── Record extracts ──
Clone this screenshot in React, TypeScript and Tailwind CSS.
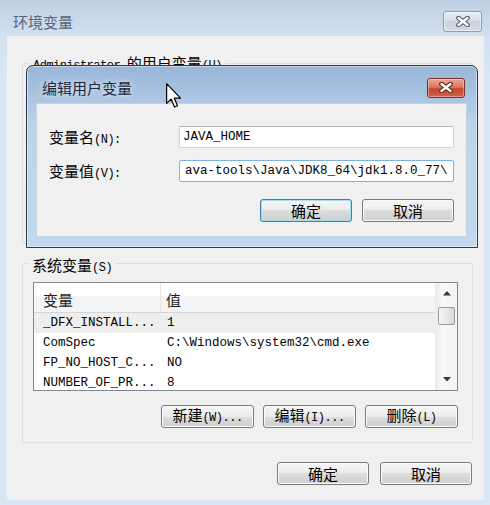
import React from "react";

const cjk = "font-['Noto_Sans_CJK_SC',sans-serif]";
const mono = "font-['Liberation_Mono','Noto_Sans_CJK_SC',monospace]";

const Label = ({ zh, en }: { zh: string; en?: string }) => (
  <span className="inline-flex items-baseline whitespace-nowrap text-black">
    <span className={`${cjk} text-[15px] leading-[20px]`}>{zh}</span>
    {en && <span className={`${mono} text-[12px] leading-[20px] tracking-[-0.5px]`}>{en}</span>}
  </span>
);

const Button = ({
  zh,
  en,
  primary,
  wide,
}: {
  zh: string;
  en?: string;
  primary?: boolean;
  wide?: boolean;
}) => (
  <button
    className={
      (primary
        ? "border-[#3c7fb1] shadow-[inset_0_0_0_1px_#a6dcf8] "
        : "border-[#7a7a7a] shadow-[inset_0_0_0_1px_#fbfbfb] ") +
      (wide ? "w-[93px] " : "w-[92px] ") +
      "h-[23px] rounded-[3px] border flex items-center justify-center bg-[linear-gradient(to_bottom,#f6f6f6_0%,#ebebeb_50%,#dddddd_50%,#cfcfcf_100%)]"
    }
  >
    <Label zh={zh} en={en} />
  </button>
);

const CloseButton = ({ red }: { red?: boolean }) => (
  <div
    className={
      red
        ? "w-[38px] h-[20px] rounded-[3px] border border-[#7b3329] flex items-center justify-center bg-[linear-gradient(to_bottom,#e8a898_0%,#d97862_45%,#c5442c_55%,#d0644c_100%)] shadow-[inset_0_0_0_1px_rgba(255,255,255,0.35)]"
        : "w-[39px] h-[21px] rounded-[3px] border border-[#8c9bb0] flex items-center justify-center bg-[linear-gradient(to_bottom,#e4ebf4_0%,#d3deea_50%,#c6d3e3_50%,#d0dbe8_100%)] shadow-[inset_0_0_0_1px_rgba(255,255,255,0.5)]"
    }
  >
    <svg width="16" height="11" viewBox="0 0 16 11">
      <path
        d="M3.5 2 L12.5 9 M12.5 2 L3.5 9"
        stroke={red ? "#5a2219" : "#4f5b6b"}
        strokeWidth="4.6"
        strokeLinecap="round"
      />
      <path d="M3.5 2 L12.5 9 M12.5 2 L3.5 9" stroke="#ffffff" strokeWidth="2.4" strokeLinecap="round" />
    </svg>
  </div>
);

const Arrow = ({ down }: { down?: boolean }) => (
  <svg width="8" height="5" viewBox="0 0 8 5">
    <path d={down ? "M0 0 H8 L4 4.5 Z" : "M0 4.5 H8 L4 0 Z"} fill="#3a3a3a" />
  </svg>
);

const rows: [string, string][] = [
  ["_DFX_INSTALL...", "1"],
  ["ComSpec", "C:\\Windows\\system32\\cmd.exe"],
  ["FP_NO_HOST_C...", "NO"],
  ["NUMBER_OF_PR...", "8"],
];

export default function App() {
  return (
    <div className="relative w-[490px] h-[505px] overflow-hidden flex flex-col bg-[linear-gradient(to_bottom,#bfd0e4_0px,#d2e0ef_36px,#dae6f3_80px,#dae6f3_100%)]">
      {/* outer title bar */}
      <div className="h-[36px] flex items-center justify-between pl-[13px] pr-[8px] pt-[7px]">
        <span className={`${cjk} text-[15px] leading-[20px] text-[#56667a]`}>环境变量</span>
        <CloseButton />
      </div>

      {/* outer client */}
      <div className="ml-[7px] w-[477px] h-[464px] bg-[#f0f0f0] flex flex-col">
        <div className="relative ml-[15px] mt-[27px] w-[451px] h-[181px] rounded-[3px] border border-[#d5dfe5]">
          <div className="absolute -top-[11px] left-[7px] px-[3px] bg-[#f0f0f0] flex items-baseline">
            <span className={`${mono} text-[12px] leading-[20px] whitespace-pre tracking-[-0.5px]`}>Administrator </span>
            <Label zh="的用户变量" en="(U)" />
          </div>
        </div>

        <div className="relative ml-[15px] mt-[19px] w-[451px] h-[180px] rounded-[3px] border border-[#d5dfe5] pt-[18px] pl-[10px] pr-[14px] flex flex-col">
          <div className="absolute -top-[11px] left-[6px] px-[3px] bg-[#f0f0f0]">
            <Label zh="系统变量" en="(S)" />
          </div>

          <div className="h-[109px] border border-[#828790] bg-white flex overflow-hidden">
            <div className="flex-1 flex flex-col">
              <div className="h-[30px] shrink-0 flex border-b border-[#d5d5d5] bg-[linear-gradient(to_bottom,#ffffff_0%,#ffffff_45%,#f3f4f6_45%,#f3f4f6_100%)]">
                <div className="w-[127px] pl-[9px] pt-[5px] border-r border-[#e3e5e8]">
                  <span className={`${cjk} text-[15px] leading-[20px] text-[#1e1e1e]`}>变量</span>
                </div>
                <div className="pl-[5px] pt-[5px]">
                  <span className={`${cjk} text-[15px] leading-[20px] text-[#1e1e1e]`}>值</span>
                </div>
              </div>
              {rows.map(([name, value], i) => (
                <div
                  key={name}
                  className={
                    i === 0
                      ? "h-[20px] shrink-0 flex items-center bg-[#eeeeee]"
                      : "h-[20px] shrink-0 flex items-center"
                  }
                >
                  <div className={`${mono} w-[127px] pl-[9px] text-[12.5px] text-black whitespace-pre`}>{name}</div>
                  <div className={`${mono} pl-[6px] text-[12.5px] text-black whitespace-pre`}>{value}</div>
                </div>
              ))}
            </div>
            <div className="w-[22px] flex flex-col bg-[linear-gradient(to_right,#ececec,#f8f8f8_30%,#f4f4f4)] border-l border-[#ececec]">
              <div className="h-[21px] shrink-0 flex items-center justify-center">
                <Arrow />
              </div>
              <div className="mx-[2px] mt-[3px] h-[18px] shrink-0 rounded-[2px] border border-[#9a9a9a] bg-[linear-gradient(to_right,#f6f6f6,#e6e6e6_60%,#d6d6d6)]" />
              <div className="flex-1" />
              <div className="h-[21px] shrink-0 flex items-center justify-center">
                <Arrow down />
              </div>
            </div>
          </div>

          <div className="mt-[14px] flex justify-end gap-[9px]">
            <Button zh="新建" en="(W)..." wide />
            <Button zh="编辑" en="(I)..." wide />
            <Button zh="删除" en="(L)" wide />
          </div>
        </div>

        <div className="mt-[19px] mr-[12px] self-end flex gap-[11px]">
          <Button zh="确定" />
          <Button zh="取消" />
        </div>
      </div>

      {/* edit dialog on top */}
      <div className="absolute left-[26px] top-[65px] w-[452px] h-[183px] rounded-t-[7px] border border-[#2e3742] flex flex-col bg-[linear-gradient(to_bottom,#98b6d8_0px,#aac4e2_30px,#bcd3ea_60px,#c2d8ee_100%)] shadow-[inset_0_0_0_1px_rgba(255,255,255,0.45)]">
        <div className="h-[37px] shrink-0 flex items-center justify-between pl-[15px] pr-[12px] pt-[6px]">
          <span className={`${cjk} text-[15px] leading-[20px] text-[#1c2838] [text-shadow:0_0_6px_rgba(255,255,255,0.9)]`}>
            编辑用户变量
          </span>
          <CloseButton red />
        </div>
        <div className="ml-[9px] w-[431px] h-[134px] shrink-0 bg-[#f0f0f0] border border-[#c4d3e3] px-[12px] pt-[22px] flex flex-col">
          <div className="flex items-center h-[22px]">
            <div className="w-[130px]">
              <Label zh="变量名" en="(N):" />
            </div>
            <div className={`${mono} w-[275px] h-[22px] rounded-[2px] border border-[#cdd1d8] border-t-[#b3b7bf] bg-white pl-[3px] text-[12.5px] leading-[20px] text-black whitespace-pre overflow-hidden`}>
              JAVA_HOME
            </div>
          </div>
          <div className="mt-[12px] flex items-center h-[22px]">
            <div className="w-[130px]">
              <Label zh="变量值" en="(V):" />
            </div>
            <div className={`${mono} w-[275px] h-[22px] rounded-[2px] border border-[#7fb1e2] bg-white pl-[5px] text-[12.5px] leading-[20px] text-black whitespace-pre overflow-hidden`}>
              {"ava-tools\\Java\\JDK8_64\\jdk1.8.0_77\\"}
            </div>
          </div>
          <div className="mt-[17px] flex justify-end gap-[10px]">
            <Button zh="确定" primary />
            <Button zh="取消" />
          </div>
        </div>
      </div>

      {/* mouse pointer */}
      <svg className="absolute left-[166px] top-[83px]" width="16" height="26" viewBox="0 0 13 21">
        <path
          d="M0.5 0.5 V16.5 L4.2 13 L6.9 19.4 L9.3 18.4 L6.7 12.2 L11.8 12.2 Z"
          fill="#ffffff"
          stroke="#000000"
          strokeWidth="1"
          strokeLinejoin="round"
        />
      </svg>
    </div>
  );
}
───
── Record extracts ──
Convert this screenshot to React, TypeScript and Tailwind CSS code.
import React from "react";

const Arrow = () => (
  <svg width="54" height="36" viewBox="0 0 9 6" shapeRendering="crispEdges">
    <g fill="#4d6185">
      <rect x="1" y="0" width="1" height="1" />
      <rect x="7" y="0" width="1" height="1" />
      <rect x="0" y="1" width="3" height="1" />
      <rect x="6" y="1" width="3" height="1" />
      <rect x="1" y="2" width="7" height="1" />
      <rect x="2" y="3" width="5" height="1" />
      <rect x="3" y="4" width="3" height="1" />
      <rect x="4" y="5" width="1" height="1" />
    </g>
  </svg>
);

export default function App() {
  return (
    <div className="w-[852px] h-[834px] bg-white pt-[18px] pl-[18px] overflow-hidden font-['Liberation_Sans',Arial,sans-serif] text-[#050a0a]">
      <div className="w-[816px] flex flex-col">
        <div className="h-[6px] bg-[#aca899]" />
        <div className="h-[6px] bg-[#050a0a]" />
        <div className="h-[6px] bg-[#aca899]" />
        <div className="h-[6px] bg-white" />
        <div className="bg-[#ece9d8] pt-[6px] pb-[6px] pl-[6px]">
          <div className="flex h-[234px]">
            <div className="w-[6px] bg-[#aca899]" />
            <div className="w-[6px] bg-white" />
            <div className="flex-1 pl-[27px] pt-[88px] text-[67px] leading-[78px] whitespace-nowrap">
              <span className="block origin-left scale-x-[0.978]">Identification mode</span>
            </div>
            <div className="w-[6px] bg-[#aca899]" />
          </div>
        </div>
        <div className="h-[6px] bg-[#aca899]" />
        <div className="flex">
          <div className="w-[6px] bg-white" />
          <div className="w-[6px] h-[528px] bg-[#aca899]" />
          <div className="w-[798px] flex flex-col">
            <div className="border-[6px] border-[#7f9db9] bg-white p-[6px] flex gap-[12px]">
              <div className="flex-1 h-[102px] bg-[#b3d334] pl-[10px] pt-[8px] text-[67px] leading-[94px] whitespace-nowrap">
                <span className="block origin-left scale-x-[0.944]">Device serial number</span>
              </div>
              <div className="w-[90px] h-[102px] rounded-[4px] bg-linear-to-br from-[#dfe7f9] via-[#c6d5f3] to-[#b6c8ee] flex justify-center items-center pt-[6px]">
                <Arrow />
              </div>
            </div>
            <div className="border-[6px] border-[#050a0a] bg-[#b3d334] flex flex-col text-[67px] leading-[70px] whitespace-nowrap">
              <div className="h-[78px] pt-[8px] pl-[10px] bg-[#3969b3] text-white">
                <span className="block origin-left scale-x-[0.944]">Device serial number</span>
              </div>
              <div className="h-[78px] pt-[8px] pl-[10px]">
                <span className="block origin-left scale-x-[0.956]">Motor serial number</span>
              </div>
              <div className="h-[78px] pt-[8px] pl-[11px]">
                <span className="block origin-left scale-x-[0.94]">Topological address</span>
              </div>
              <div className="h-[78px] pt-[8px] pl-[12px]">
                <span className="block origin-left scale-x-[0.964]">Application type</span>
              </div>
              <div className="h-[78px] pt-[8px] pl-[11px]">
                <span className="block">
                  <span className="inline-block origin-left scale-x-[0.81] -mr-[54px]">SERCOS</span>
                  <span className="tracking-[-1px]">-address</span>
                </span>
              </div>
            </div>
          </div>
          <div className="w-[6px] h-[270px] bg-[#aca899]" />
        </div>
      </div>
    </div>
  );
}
───
Task requirements:
Extract all lines that hold the word "TypeScript".

Worked solution:
Clone this screenshot in React, TypeScript and Tailwind CSS.
Convert this screenshot to React, TypeScript and Tailwind CSS code.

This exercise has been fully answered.